The asymptotic variance can be derived using the delta method or more directly from Lemma 11.1. Let \(\mu_1 = \mathrm{E}(Y(1))\) and \(\mu_0 = \mathrm{E}(Y(0))\). By (11.1) \[\begin{align*} \sqrt{N} \left( \frac{\sum Z_i (Y_i(1) - \mu_1)}{\sum Z_i} - \frac{\sum (1- Z_i) (Y_i(0) - \mu_0)}{\sum (1-Z_i)} \right) \end{align*}\] and \[\begin{align} \sqrt{N} \left( \frac{\sum Z_i (Y_i(1) - \mu_1)}{Np} - \frac{\sum (1- Z_i) (Y_i(0) - \mu_0)}{N(1-p)} \right) \tag{11.2} \end{align}\] have the same asymptotic normal distribution. Also note that \[ \mathrm{E}(Z_i(Y_i(1)-\mu_1) \times (1- Z_i) (Y_i(0) - \mu_0)) = 0 \] since \(Z_i(1-Z_i)=0\). The variance of (11.2) is \[\begin{align} &\frac{\mathrm{Var}\left(Z_i(Y_i(1)-\mu_1)\right)}{p^2} + \frac{\mathrm{Var}\left((1-Z_i)(Y_i(0)-\mu_0)\right)}{(1-p)^2} \notag \\ = & \frac{\mathrm{Var}(Y_i(1))}{p} + \frac{\mathrm{Var}(Y_i(0))}{1-p}. \tag{11.3} \end{align}\] The equality is because \(Z_i\) and \((Y_i(1),Y_i(0))\) is independent so \[ \mathrm{Var}\left(Z_i(Y_i(1)-\mu_1)\right) = \mathrm{E}\left(Z_i^2(Y_i(1)-\mu_1)^2 \right) = p \mathrm{E}(Y_i(1)-\mu_1)^2 = p \mathrm{Var}(Y_i(1)) \] and similarly \(\mathrm{Var}\left((1-Z_i)(Y_i(0)-\mu_0)\right) = (1-p)\mathrm{Var}(Y_i(0))\).
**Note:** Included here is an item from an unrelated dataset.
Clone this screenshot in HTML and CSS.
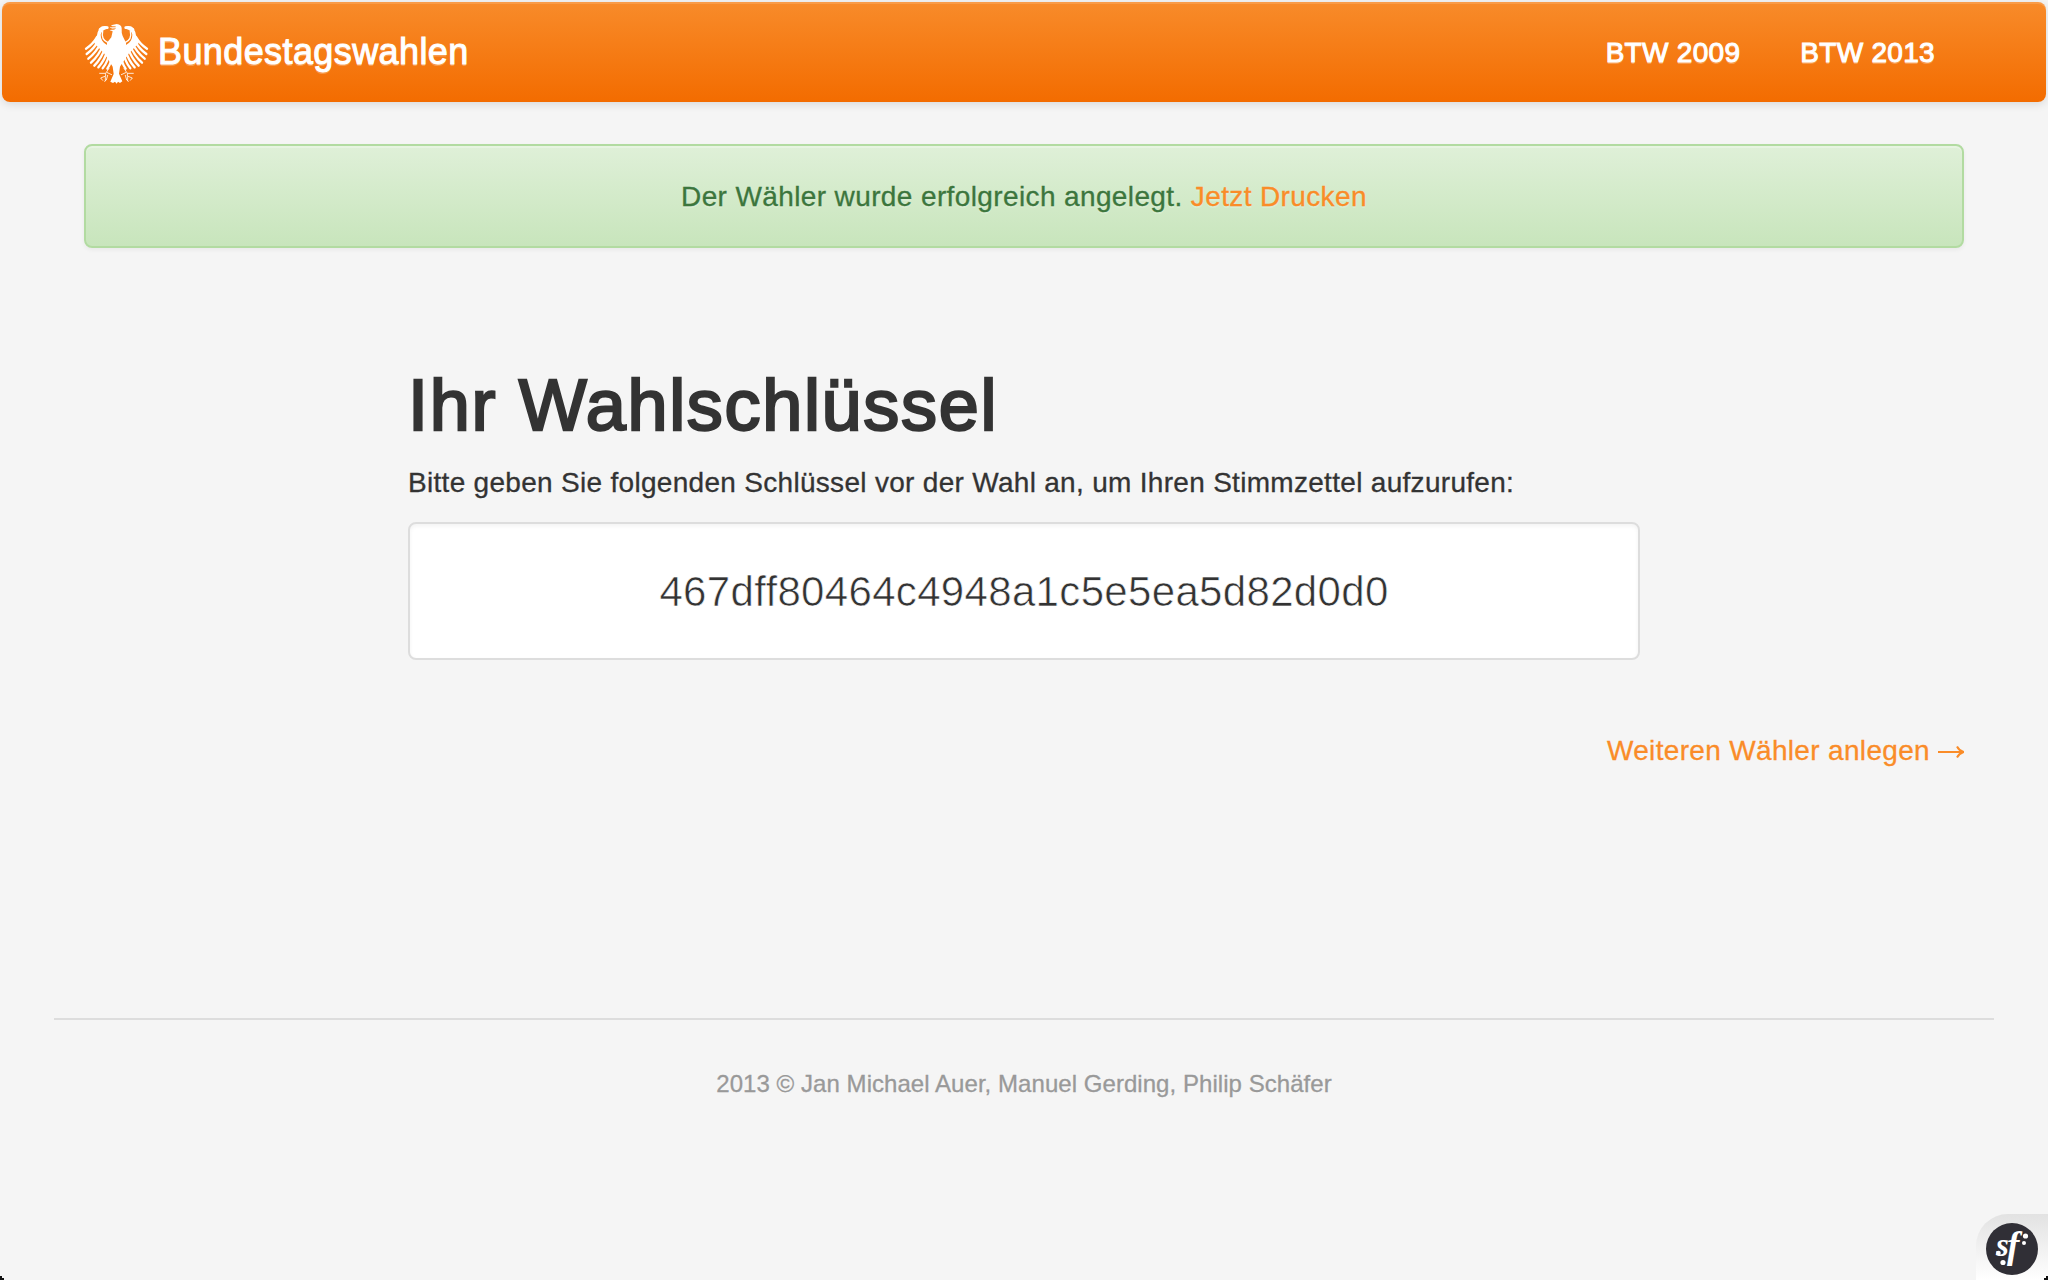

11.3 M-Estimator and Z-Estimator
Many estimators can be defined as a maximizer or root of an empirical expectation.
Quantile and mean share the same form as the solution of minimizing the expectation of a parametrized function \(\psi_\theta(x)\) of a random variable. By simply replacing the theoretical distribution \(P\) by its empirical version \(\widetilde{P}\), the solution of the empirical version of the same minimization problem is called M-estimator.
Sample quantile and sample mean are all special cases of M-estimator. The theory of M-estimator is derived as an generalization of MLE (so MLE is a special case of M-estimator). M here refers to Maximum likelihood like estimator. See endnotes. Under mild regularity conditions, M-estimator, like MLE, has an asymptotically normal distribution.